Scan the records for the string "index"; copy each line where it occurs.

AVAILABLE RECORDS:
--- --- ---

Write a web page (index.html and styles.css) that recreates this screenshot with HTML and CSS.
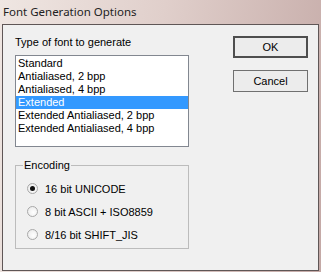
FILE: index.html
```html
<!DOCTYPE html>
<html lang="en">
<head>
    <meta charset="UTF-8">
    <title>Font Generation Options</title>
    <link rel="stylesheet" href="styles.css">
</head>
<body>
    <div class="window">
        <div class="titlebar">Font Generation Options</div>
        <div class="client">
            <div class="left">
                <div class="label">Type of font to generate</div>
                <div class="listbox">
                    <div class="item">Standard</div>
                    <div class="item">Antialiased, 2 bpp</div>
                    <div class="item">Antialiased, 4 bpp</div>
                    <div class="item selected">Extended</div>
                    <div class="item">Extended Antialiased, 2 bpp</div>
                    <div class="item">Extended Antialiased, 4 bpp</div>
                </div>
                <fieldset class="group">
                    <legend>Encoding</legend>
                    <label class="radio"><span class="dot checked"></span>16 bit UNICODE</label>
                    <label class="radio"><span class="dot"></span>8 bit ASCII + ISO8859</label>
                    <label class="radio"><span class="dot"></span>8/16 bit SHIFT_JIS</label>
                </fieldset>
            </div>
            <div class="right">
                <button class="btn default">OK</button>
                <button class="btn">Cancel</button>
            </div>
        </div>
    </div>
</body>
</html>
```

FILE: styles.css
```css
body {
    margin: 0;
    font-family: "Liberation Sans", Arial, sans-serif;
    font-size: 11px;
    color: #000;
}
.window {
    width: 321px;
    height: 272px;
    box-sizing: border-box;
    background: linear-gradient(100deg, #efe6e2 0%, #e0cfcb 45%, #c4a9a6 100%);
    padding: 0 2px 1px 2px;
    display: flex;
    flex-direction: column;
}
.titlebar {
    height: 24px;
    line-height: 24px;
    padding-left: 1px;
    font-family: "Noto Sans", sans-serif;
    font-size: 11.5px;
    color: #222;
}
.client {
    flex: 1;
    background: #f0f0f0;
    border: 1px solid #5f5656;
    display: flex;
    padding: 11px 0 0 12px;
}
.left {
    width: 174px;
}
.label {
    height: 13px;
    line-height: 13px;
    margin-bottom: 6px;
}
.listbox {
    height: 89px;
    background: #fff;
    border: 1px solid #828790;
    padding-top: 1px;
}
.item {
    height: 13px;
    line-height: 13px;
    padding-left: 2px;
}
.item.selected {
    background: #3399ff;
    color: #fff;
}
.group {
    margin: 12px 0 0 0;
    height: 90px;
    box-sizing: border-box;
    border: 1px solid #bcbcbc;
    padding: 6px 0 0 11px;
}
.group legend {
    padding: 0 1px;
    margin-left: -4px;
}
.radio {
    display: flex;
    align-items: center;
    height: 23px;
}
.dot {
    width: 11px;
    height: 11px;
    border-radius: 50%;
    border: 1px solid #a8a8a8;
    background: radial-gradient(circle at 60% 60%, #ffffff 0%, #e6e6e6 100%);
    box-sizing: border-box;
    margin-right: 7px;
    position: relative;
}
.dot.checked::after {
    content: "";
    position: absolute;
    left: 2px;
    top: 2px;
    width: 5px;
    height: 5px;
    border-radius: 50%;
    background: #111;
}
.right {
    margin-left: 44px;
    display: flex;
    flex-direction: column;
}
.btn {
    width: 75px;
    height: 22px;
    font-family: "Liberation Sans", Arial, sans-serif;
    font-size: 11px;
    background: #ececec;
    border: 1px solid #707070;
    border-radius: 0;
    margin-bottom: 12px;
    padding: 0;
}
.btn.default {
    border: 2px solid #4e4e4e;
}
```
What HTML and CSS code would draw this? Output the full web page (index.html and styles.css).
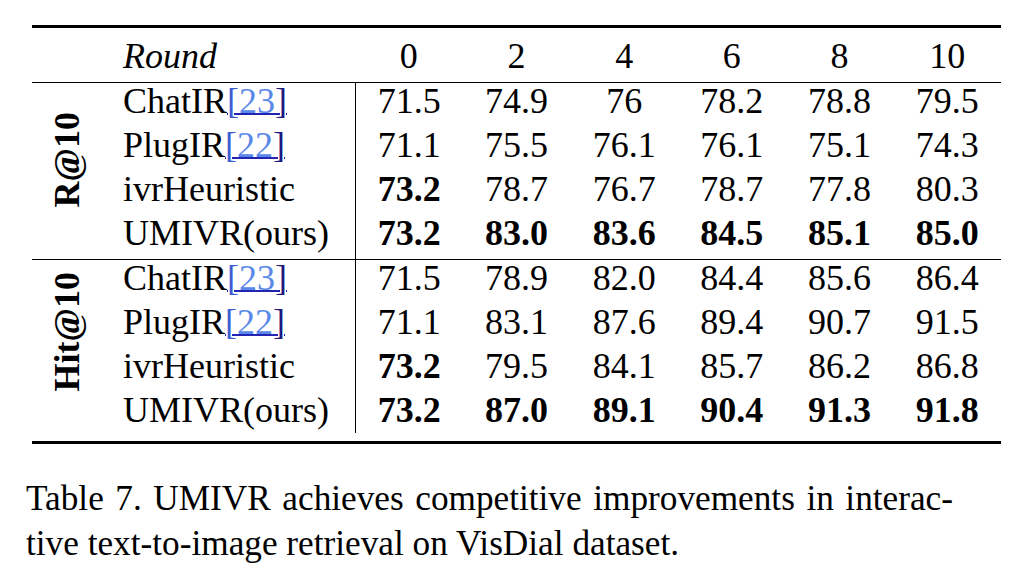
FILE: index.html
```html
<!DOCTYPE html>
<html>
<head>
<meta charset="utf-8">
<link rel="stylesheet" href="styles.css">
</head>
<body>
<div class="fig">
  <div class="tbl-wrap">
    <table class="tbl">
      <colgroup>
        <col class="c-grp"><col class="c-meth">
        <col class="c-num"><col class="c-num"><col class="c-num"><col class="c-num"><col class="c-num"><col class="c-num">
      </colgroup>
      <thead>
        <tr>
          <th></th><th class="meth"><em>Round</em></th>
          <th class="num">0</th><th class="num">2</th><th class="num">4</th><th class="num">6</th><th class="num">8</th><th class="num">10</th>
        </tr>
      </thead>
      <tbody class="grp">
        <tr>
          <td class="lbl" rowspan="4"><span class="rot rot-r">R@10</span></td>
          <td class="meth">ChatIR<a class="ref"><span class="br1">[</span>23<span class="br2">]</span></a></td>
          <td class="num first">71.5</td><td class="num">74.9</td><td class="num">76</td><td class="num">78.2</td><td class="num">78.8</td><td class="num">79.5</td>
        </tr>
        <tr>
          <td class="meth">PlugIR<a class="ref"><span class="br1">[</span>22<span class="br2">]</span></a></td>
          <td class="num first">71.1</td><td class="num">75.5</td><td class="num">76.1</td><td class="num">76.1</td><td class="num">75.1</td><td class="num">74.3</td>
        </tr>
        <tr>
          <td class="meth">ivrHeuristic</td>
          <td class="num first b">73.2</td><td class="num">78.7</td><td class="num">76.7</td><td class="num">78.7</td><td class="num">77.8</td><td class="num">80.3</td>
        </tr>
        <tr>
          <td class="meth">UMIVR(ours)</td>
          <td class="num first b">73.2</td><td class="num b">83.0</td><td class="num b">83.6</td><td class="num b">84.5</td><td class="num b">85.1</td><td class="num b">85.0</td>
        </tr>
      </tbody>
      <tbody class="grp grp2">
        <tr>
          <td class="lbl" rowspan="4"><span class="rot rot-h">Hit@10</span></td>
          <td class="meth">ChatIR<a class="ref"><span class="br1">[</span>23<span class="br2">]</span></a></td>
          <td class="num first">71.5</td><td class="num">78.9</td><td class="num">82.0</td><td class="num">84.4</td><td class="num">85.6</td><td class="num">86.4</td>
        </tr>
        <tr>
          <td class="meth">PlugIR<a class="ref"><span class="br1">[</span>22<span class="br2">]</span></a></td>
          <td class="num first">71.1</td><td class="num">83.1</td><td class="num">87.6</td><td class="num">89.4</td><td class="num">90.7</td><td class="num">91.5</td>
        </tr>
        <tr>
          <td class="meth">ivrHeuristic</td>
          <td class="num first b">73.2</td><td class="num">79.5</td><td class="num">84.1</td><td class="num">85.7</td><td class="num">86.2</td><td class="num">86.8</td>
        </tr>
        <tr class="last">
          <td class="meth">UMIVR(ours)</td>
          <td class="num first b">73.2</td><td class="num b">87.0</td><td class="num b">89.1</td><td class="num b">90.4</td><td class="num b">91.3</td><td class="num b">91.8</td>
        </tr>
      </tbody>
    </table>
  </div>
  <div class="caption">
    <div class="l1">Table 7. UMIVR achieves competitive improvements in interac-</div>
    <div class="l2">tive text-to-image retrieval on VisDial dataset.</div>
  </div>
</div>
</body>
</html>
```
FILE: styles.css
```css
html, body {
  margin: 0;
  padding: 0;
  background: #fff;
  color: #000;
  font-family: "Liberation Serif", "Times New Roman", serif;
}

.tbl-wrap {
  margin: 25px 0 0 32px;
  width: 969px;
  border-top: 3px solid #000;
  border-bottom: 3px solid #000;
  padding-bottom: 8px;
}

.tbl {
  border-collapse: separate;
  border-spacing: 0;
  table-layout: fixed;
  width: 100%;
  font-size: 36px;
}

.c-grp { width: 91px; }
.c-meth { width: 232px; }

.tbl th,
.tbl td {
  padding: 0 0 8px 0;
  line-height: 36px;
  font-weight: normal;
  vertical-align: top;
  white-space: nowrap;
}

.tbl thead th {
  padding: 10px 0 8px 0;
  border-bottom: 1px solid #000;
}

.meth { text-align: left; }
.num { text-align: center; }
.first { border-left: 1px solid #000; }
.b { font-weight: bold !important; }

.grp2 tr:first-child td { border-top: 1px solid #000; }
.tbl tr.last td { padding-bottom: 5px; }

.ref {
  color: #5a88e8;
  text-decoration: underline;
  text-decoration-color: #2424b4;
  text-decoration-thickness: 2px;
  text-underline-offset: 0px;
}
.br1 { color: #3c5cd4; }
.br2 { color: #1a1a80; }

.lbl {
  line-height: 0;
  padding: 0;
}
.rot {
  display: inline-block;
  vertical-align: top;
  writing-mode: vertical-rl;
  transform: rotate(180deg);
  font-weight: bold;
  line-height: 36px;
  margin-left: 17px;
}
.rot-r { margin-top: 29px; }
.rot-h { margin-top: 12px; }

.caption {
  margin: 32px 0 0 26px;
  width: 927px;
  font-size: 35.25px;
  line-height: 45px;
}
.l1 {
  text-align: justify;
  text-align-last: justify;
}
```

--- --- ---

RESPONSE:
Write a web page (index.html and styles.css) that recreates this screenshot with HTML and CSS.
FILE: index.html
What HTML and CSS code would draw this? Output the full web page (index.html and styles.css).
FILE: index.html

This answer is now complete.